Proposed EB5 investment and TEA changes

The Regional Center program sunset date has been pushed back to April 28, 2017 by Public Law 114-254, but don’t count on the EB-5 status quo remaining unchanged through April. As I reported before, EB-5 filing fees are increasing from next week, there’s a new EB-5 Policy Manual, and Congress and USCIS might be about to unveil major EB-5 rule changes. USCIS signaled intention to post proposed new EB-5 regulations in the coming month, which could (at record speed) mean a final rule as early as March 2017. Congress reportedly came close to finalizing new EB-5 legislation behind the scenes last month and reportedly plans to introduce a new bill shortly. (USCIS has a history of dragging regulation revisions out over months or years or even decades, and Congress has a packed schedule for Trump’s first 100 days without mentioning EB-5. But still, there’s at least a chance of immanent EB-5 action.)

New regulations from USCIS promise to increase the minimum EB-5 investment amount, revise Targeted Employment Area requirements, clarify regional center designation requirements, and consider priority dates. We’ll have to wait for the proposed rule to learn more detail. (UPDATE: here is the detail.) New legislation promises to address those same issues while also adding new rules  for job creation, project pre-approval, investor source of funds, investor vetting and protections, fund administration, and many aspects of regional center operations.  My Bill Comparison Chart summarizes features from various iterations of proposed EB-5 legislation.
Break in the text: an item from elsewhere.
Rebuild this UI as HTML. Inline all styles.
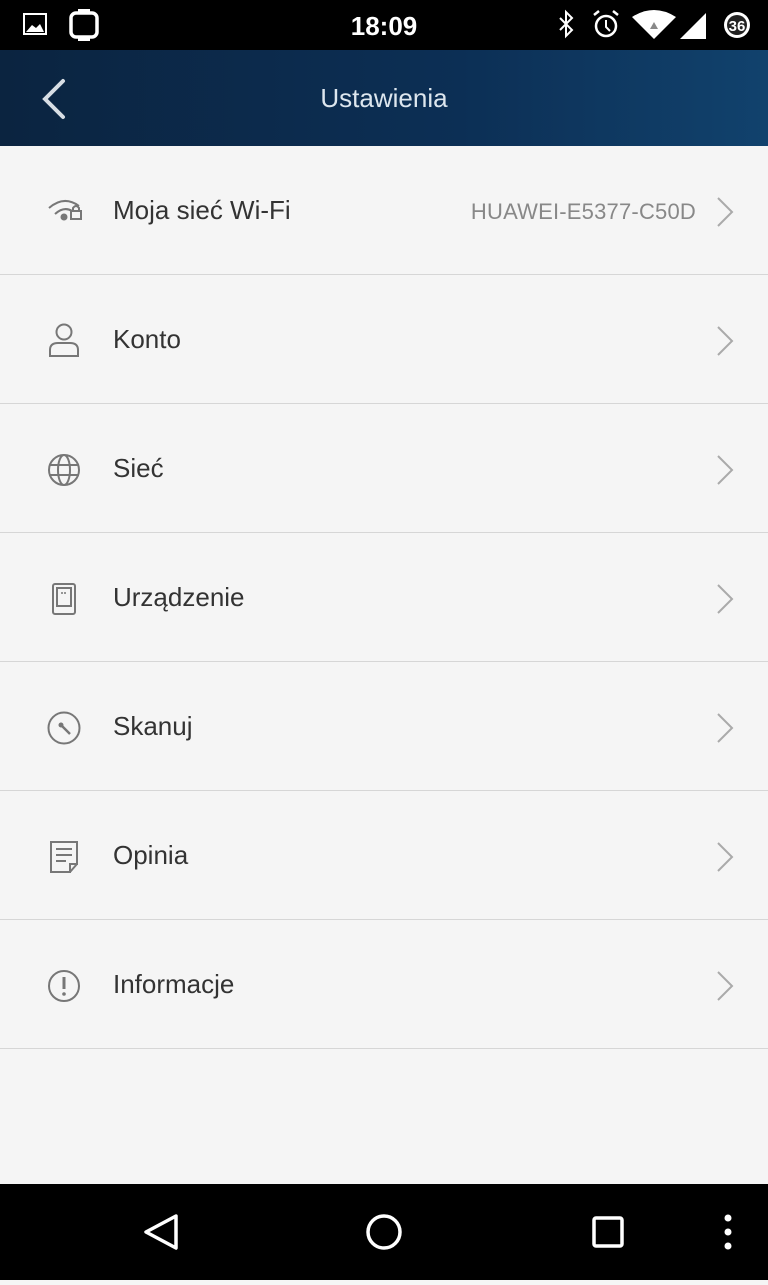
<!DOCTYPE html>
<html><head><meta charset="utf-8"><style>
*{margin:0;padding:0;box-sizing:border-box}
body{width:768px;height:1280px;background:#f5f5f5;font-family:"Liberation Sans",sans-serif;position:relative;overflow:hidden}
.sb{position:absolute;top:0;left:0;width:768px;height:50px;background:#000;color:#fff}
.hdr{position:absolute;top:50px;left:0;width:768px;height:96px;background:linear-gradient(90deg,#0b2440,#0c2f55 60%,#11426d)}
.hdr .t{position:absolute;left:0;right:0;top:33px;text-align:center;color:#dde6ee;font-size:26px}
.row{position:absolute;left:0;width:768px;height:129px;border-bottom:1px solid #d6d6d6}
.row .ic{position:absolute;left:46px;top:48px}
.row .lb{position:absolute;left:113px;top:49px;font-size:26px;color:#333}
.row .ch{position:absolute;left:714px;top:50px}
.row .v{position:absolute;right:72px;top:53px;font-size:22px;color:#888;letter-spacing:0.2px}
.nav{position:absolute;top:1184px;left:0;width:768px;height:96px;background:#000}
</style></head><body>
<div class="sb">
<svg width="768" height="50" style="position:absolute;left:0;top:0">
<rect x="24" y="14" width="22" height="20" fill="none" stroke="#fff" stroke-width="2"/><path d="M26 32 L32 25 L36 28 L40 24 L44 32Z" fill="#fff"/>
<rect x="71" y="13" width="26" height="24" rx="5" fill="none" stroke="#fff" stroke-width="3.5"/><rect x="78" y="9" width="12" height="4" fill="#fff"/><rect x="78" y="37" width="12" height="4" fill="#fff"/>
<text x="384" y="35" text-anchor="middle" font-family="Liberation Sans" font-weight="bold" font-size="26" fill="#fff">18:09</text>
<path d="M560 18 L572 30 L566 36 L566 12 L572 18 L560 30" fill="none" stroke="#fff" stroke-width="2"/>
<circle cx="606" cy="26" r="10" fill="none" stroke="#fff" stroke-width="2.5"/><path d="M606 20 V27 L610 31" stroke="#fff" stroke-width="2" fill="none"/><path d="M594 15 L599 11 M618 15 L613 11" stroke="#fff" stroke-width="2.5"/>
<path d="M632 17 Q654 3 676 17 L654 39Z" fill="#fff"/><path d="M654 22 L650 29 H658Z" fill="#888"/>
<path d="M706 13 V39 H680Z" fill="#fff"/>
<circle cx="737" cy="25" r="13" fill="#fff"/><circle cx="737" cy="25" r="10" fill="#222"/>
<text x="737" y="31" text-anchor="middle" font-family="Liberation Sans" font-weight="bold" font-size="15" fill="#fff">36</text>
</svg></div>
<div class="hdr"><svg width="40" height="50" style="position:absolute;left:36px;top:25px"><path d="M27 6 L9 24 L27 42" fill="none" stroke="#d8dee4" stroke-width="4" stroke-linecap="round"/></svg><div class="t">Ustawienia</div></div>

<div class="row" style="top:146px;height:129px">
<svg class="ic" width="40" height="34" style="top:48px"><path d="M3 14 Q18 1 33 12" fill="none" stroke="#777" stroke-width="2"/><path d="M9 20 Q18 12 26 17" fill="none" stroke="#777" stroke-width="2"/><circle cx="18" cy="23" r="3.5" fill="#777"/><rect x="25" y="17" width="10" height="8" fill="none" stroke="#777" stroke-width="2"/><path d="M27 17 V14 Q30 10 33 14 V17" fill="none" stroke="#777" stroke-width="2"/></svg>
<div class="lb">Moja sieć Wi-Fi</div><div class="v">HUAWEI-E5377-C50D</div>
<svg class="ch" width="24" height="32"><path d="M4 2 L18 16 L4 30" fill="none" stroke="#aaa" stroke-width="2"/></svg></div>

<div class="row" style="top:275px">
<svg class="ic" width="36" height="36" style="top:47px"><circle cx="18" cy="10" r="7.5" fill="none" stroke="#777" stroke-width="2"/><path d="M4 34 V28 Q4 21 12 21 H24 Q32 21 32 28 V34Z" fill="none" stroke="#777" stroke-width="2"/></svg>
<div class="lb">Konto</div><svg class="ch" width="24" height="32"><path d="M4 2 L18 16 L4 30" fill="none" stroke="#aaa" stroke-width="2"/></svg></div>

<div class="row" style="top:404px">
<svg class="ic" width="36" height="36" style="top:48px"><circle cx="18" cy="18" r="15" fill="none" stroke="#777" stroke-width="2"/><ellipse cx="18" cy="18" rx="6" ry="15" fill="none" stroke="#777" stroke-width="2"/><path d="M3 13 H33 M3 23 H33" stroke="#777" stroke-width="2"/></svg>
<div class="lb">Sieć</div><svg class="ch" width="24" height="32"><path d="M4 2 L18 16 L4 30" fill="none" stroke="#aaa" stroke-width="2"/></svg></div>

<div class="row" style="top:533px">
<svg class="ic" width="36" height="36" style="top:48px"><rect x="7" y="3" width="22" height="30" rx="2" fill="none" stroke="#777" stroke-width="2"/><rect x="11" y="7" width="14" height="18" fill="none" stroke="#777" stroke-width="2"/><path d="M15 12 H21" stroke="#777" stroke-width="1.5" stroke-dasharray="2 1"/></svg>
<div class="lb">Urządzenie</div><svg class="ch" width="24" height="32"><path d="M4 2 L18 16 L4 30" fill="none" stroke="#aaa" stroke-width="2"/></svg></div>

<div class="row" style="top:662px">
<svg class="ic" width="36" height="36" style="top:48px"><circle cx="18" cy="18" r="15.5" fill="none" stroke="#777" stroke-width="2"/><circle cx="15" cy="15" r="2.5" fill="#777"/><path d="M15 15 L24 24" stroke="#777" stroke-width="2.5"/></svg>
<div class="lb">Skanuj</div><svg class="ch" width="24" height="32"><path d="M4 2 L18 16 L4 30" fill="none" stroke="#aaa" stroke-width="2"/></svg></div>

<div class="row" style="top:791px">
<svg class="ic" width="36" height="36" style="top:48px"><path d="M5 3 H31 V25 H24 V33 H5Z M24 33 L31 25" fill="none" stroke="#777" stroke-width="2"/><path d="M10 10 H26 M10 16 H26 M10 22 H20" stroke="#777" stroke-width="2"/></svg>
<div class="lb">Opinia</div><svg class="ch" width="24" height="32"><path d="M4 2 L18 16 L4 30" fill="none" stroke="#aaa" stroke-width="2"/></svg></div>

<div class="row" style="top:920px">
<svg class="ic" width="36" height="36" style="top:48px"><circle cx="18" cy="18" r="15" fill="none" stroke="#777" stroke-width="2"/><path d="M18 9 V21" stroke="#777" stroke-width="3"/><circle cx="18" cy="26" r="1.8" fill="#777"/></svg>
<div class="lb">Informacje</div><svg class="ch" width="24" height="32"><path d="M4 2 L18 16 L4 30" fill="none" stroke="#aaa" stroke-width="2"/></svg></div>

<div class="nav"><svg width="768" height="96">
<path d="M176 32 L146 48 L176 64Z" fill="none" stroke="#fff" stroke-width="3.5" stroke-linejoin="round"/>
<circle cx="384" cy="48" r="16" fill="none" stroke="#fff" stroke-width="3.5"/>
<rect x="594" y="34" width="28" height="28" rx="2" fill="none" stroke="#fff" stroke-width="3.5"/>
<circle cx="728" cy="34" r="3.5" fill="#fff"/><circle cx="728" cy="48" r="3.5" fill="#fff"/><circle cx="728" cy="62" r="3.5" fill="#fff"/>
</svg></div>
</body></html>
I just added a column for a new “staff draft” bill dated 12/2/2016 that has been making unofficial rounds. This draft is a version of the H.R. 5992 released earlier this summer, with revisions that show the influence of good sense (clearer presentation, no more deadly retroactive effective dates, fewer practically impossible tasks for USCIS and regional centers) as well as good lobbying by large regional centers (lower fees and better incentives for the major players). This staff draft legislation is unofficial (I received the same document separately from three sources, but without much context, and it’s just a redline with many passages marked for further negotiation), but I’m analyzing it because I hear that a bill based on this document may be  introduced early next year.

To begin, I’ve outlined proposals in the recent staff draft legislation that would change the EB-5 minimum investment amounts and targeted employment area criteria. (Click on the link to access the document, which has tidy summary tables and some analysis of implications.) Future posts will address other big proposed changes that I consider particularly significant for my clients: proposed new rules for job creation, amendments, fund administration, ownership/management, and regional center operations. (I’ll also link to useful articles from others. For example Bernard Wolfsdorf’s informative webinar “EB-5: 12/23/16 Fee Increase & Preparing for 2017” discusses the staff draft legislation and other developments.)  We don’t know whether the proposals in the draft legislation will become reality, but it’s important to know what’s being discussed in Washington. Discussions in Congress may or may not affect the changes that USCIS proposes through regulation. Regulation rule changes from USCIS will be more limited than what Congress can enact, and might be more restrictive. (I hear that USCIS has been working closely with the hardliner Senator Grassley, which is not a good sign.) Let’s see who acts first.

1/12/2017 UPDATE: DHS has published its proposed changes to investment amounts and TEAs in a Notice of Proposed Rule-making: EB-5 Investor Program Modernization (DHS Docket No. USCIS 2016-0006).

About Suzanne (
Lucid Professional Writing provides writing and editing services for businesses and scholars, and specializes in assisting clients to prepare business plans for filing with U.S. Citizenship and Immigration Services.

2 Responses to Proposed EB5 investment and TEA changes

  1. John Maxkrewl says:

    Hi Suzanne – Wish you a happy New Year and Thank you for the comprehensive comparison chart. I was wondering, as per your understanding, what does “Concurrent Filing” entitle to in the “Offers Processing Improvements” section in your chart?

    Does it mean filing I-485/I-765 EAD card based on pending I-526? If yes, will they approve the EAD card while the I-526 is still pending and let you take up employment opportunities based on the pending I-526 and pending I-485? Is the draft bill explicit in its language about what they mean by Concurrent Filing?